She knows not what the curse may be

Alfred Lord Tennyson’s The Lady of Shalott is about a woman in a tower locked into an endless cycle of weaving. I’ve noticed that a lens of reading I have trouble putting away is that of a person with OCD. I think because OCD is such a misunderstood illness, as well as one that is so deeply ingrained in the person, many authors, especially from before the modern era, will describe a character with OCD tendencies without even meaning to. I believe the Lady of Shalott is one of these characters. The lines that made me think that come from the second stanza in part II which read, “A charmed web she weaves away. A curse is on her, if she stay Her weaving, either night or day, To look down to Camelot. She knows not what the curse may be; Therefore she weaveth steadily”(Tennyson).

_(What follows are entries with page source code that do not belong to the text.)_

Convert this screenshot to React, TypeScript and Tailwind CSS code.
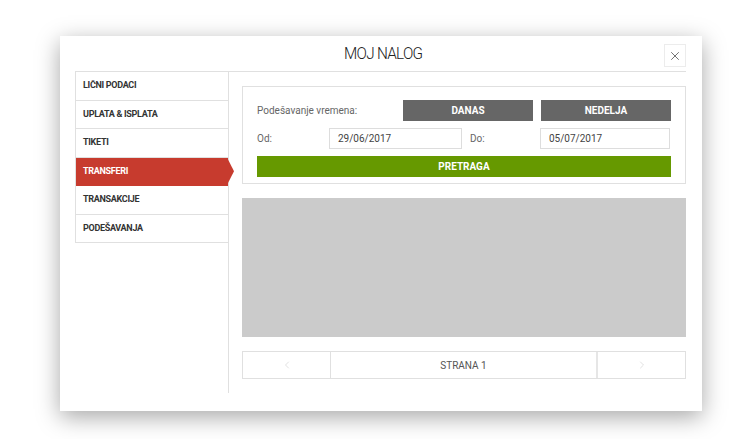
import { X, ChevronLeft, ChevronRight } from "lucide-react";

const menu = ["LIČNI PODACI", "UPLATA & ISPLATA", "TIKETI", "TRANSFERI", "TRANSAKCIJE", "PODEŠAVANJA"];

export default function App() {
  const active = "TRANSFERI";

  return (
    <div
      className="w-[731px] h-[439px] bg-white overflow-hidden pt-[36px] pl-[60px]"
      style={{ fontFamily: "Roboto, 'Liberation Sans', sans-serif" }}
    >
      <div className="w-[642px] h-[375px] bg-white pl-[15px] pr-[16px] shadow-[0_6px_22px_rgba(0,0,0,0.35)]">
        {/* zaglavlje */}
        <div className="h-[35px] flex items-center relative">
          <h1 className="flex-1 text-center text-[17px] font-light tracking-[-0.8px] text-[#222] pl-[6px] scale-x-90">MOJ NALOG</h1>
          <button className="absolute right-0 top-[8px] w-[22px] h-[23px] border border-[#ececec] flex items-center justify-center text-[#555]">
            <X size={14} strokeWidth={1.4} />
          </button>
        </div>

        <div className="flex border-t border-[#e0e0e0]">
          {/* meni */}
          <div className="w-[153px] self-start border-l border-[#e0e0e0]">
            {menu.map((item) => {
              const isActive = item === active;
              return (
                <div
                  key={item}
                  className={`relative h-[28.5px] flex items-center pl-[7px] text-[9px] font-bold tracking-[-0.3px] border-b ${
                    isActive ? "bg-[#c73b2e] text-white border-[#c73b2e]" : "text-[#333] border-[#e0e0e0]"
                  }`}
                >
                  {item}
                  {isActive && (
                    <span className="absolute right-[-6px] top-0 w-[7px] h-full bg-[#c73b2e] [clip-path:polygon(0_0,100%_50%,0_100%)]" />
                  )}
                </div>
              );
            })}
          </div>

          {/* sadržaj */}
          <div className="flex-1 h-[321px] border-l border-[#e0e0e0] pl-[13px] pt-[14px] flex flex-col gap-[14px]">
            <div className="border border-[#e0e0e0] pl-[14px] pr-[14px] pt-[13px] pb-[6px] flex flex-col gap-[7px] text-[10px]">
              <div className="flex items-center h-[21px]">
                <span className="flex-1 text-[#666]">Podešavanje vremena:</span>
                <button className="w-[130px] h-[21px] bg-[#666] text-white font-bold">DANAS</button>
                <button className="w-[130px] h-[21px] bg-[#666] text-white font-bold ml-[8px]">NEDELJA</button>
              </div>
              <div className="flex items-center h-[21px]">
                <span className="w-[72px] text-[#666]">Od:</span>
                <div className="w-[133px] h-[21px] border border-[#ddd] flex items-center pl-[8px] text-[#444]">29/06/2017</div>
                <span className="w-[70px] ml-[8px] text-[#666]">Do:</span>
                <div className="w-[130px] h-[21px] border border-[#ddd] flex items-center pl-[8px] text-[#444]">05/07/2017</div>
              </div>
              <button className="h-[21px] bg-[#669900] text-white font-bold">PRETRAGA</button>
            </div>

            <div className="h-[139px] bg-[#cbcbcb]" />

            <div className="h-[28px] flex border border-[#e0e0e0] text-[10px] text-[#555]">
              <div className="w-[88px] border-r border-[#e0e0e0] flex items-center justify-center text-[#ccc]">
                <ChevronLeft size={12} strokeWidth={1.2} />
              </div>
              <div className="flex-1 flex items-center justify-center">STRANA 1</div>
              <div className="w-[89px] border-l-2 border-[#e6e6e6] flex items-center justify-center text-[#ccc]">
                <ChevronRight size={12} strokeWidth={1.2} />
              </div>
            </div>
          </div>
        </div>
      </div>
    </div>
  );
}
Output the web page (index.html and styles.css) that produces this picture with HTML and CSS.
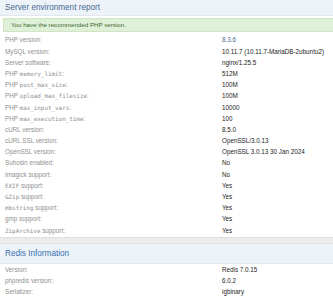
FILE: index.html
```html
<!DOCTYPE html>
<html lang="en">
<head>
  <meta charset="UTF-8" />
  <title>Server environment report</title>
  <link rel="stylesheet" href="styles.css">
</head>
<body>

  <section class="block">
    <h2 class="block-header">Server environment report</h2>
    <div class="alert">You have the recommended PHP version.</div>
    <dl class="pairs">
      <dt>PHP version:</dt><dd class="link">8.3.6</dd>
      <dt>MySQL version:</dt><dd>10.11.7 (10.11.7-MariaDB-2ubuntu2)</dd>
      <dt>Server software:</dt><dd>nginx/1.25.5</dd>
      <dt>PHP <code>memory_limit</code>:</dt><dd>512M</dd>
      <dt>PHP <code>post_max_size</code>:</dt><dd>100M</dd>
      <dt>PHP <code>upload_max_filesize</code>:</dt><dd>100M</dd>
      <dt>PHP <code>max_input_vars</code>:</dt><dd>10000</dd>
      <dt>PHP <code>max_execution_time</code>:</dt><dd>100</dd>
      <dt>cURL version:</dt><dd>8.5.0</dd>
      <dt>cURL SSL version:</dt><dd>OpenSSL/3.0.13</dd>
      <dt>OpenSSL version:</dt><dd>OpenSSL 3.0.13 30 Jan 2024</dd>
      <dt>Suhosin enabled:</dt><dd>No</dd>
      <dt>Imagick support:</dt><dd>No</dd>
      <dt><code>EXIF</code> support:</dt><dd>Yes</dd>
      <dt><code>GZip</code> support:</dt><dd>Yes</dd>
      <dt><code>mbstring</code> support:</dt><dd>Yes</dd>
      <dt>gmp support:</dt><dd>Yes</dd>
      <dt><code>ZipArchive</code> support:</dt><dd>Yes</dd>
    </dl>
  </section>

  <div class="block-gap"></div>

  <section class="block">
    <h2 class="block-header tall">Redis Information</h2>
    <dl class="pairs">
      <dt>Version:</dt><dd>Redis 7.0.15</dd>
      <dt>phpredis version:</dt><dd>6.0.2</dd>
      <dt>Serializer:</dt><dd>igbinary</dd>
    </dl>
  </section>

</body>
</html>
```

FILE: styles.css
```css
:root {
  --header-bg: #eef3fa;
  --header-text: #46698f;
  --label: #909090;
  --value: #1c1c1c;
  --border: #dcdfe3;
}

body {
  margin: 0;
  font-family: 'Liberation Sans', Arial, sans-serif;
  background: #fff;
  color: var(--value);
}

.block-header {
  margin: 0;
  padding: 0 5px;
  height: 15px;
  line-height: 15px;
  font-size: 8.2px;
  font-weight: normal;
  color: var(--header-text);
  background: var(--header-bg);
  border-bottom: 1px solid #e3e8ef;
}

.block-header.tall {
  height: 19px;
  line-height: 20px;
  color: #3670ad;
}

.alert {
  margin: 2px 0 0 3px;
  height: 12px;
  line-height: 12px;
  padding: 0 7px;
  font-size: 6.2px;
  color: #3d6b2f;
  background: #dff0d8;
  border: 1px solid #cfe5c4;
  border-right: none;
}

.pairs {
  display: grid;
  grid-template-columns: 222px 1fr;
  grid-auto-rows: 11.2px;
  margin: 2.4px 0 0;
  font-size: 6.3px;
  line-height: 11.2px;
}

.pairs dt {
  padding-left: 5px;
  color: var(--label);
  white-space: nowrap;
}

.pairs dd {
  margin: 0;
  color: var(--value);
  white-space: nowrap;
}

.pairs dd.link {
  color: #4a6d98;
}

.pairs code {
  font-family: 'DejaVu Sans Mono', 'Liberation Mono', monospace;
  font-size: 5.9px;
  line-height: 1;
}

.block-gap {
  height: 5px;
  margin-top: 1px;
  background: #ececec;
  border-top: 1px solid var(--border);
  border-bottom: 1px solid var(--border);
}

.block-gap + .block .pairs {
  margin-top: 0;
}
```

I was diagnosed with OCD when I was sixteen, but am able to trace symptoms all the way back to when I was six. A phenomenon that’s been incredibly common for me, and other people with OCD is feeling an unknown force of something bad you cannot name. You know that something bad will happen when you don’t complete a compulsion, but you can’t always name what that bad thing is. The O in OCD obviously stands for obsessive which refers to an intrusive thought. The C stands for compulsive which is your response to the obsession. I believe the Lady of Shalott’s obsession is the curse, and her compulsion is not to stop weaving. As any therapist will tell you, most(if not all) obsessions about something bad happening don’t come true. But unfortunately, when the Lady of Shalott breaks the pattern, she dies, fulfilling the curse.

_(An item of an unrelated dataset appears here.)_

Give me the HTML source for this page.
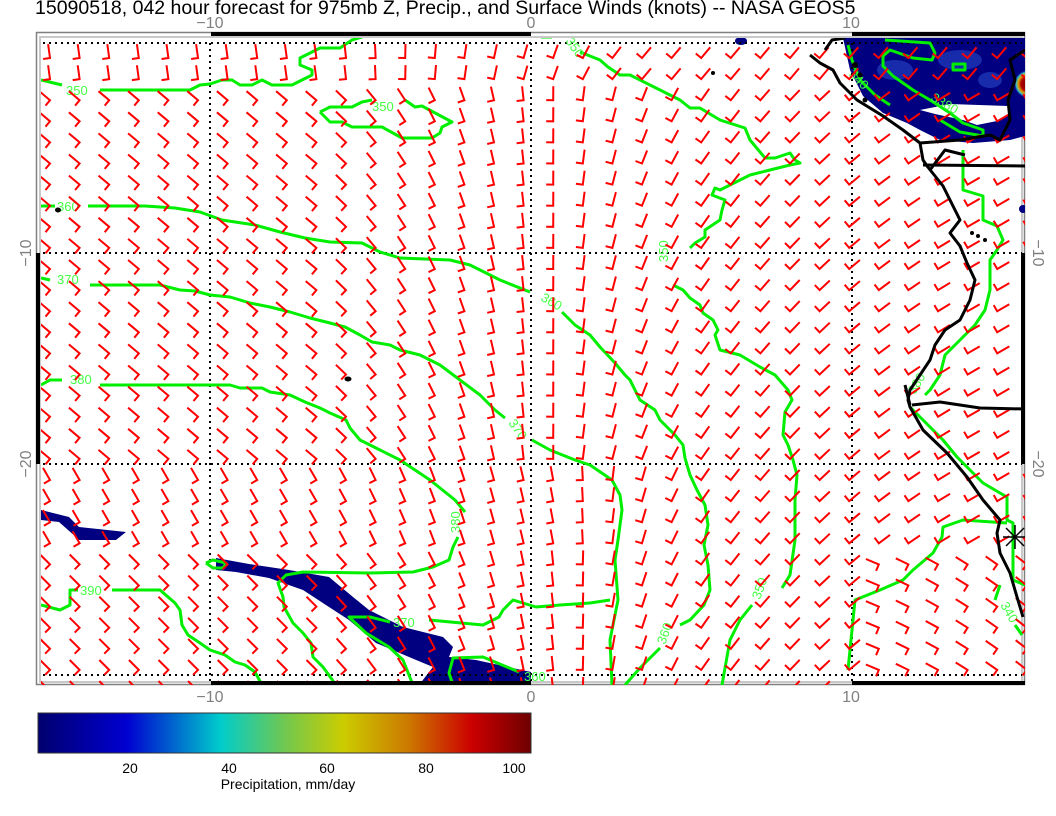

I don’t know enough about Tennyson or the year 1832 to say if this was intentional. But this is exactly what I mean by how OCD becomes such an ingrained part of the person. As always, one of our texts comes back to a woman who is in some way, mad, whether her particular madness is actually OCD, like I believe, another condition, or just general madness caused by being in the tower. I think the idea of this particular type of mad woman dying because she stops her compulsion should upset me in some way, but oddly, the part that sticks out to me is that I can relate to something written so long ago. I don’t think the madness of humanity has changed much, it’s just our reactions to it.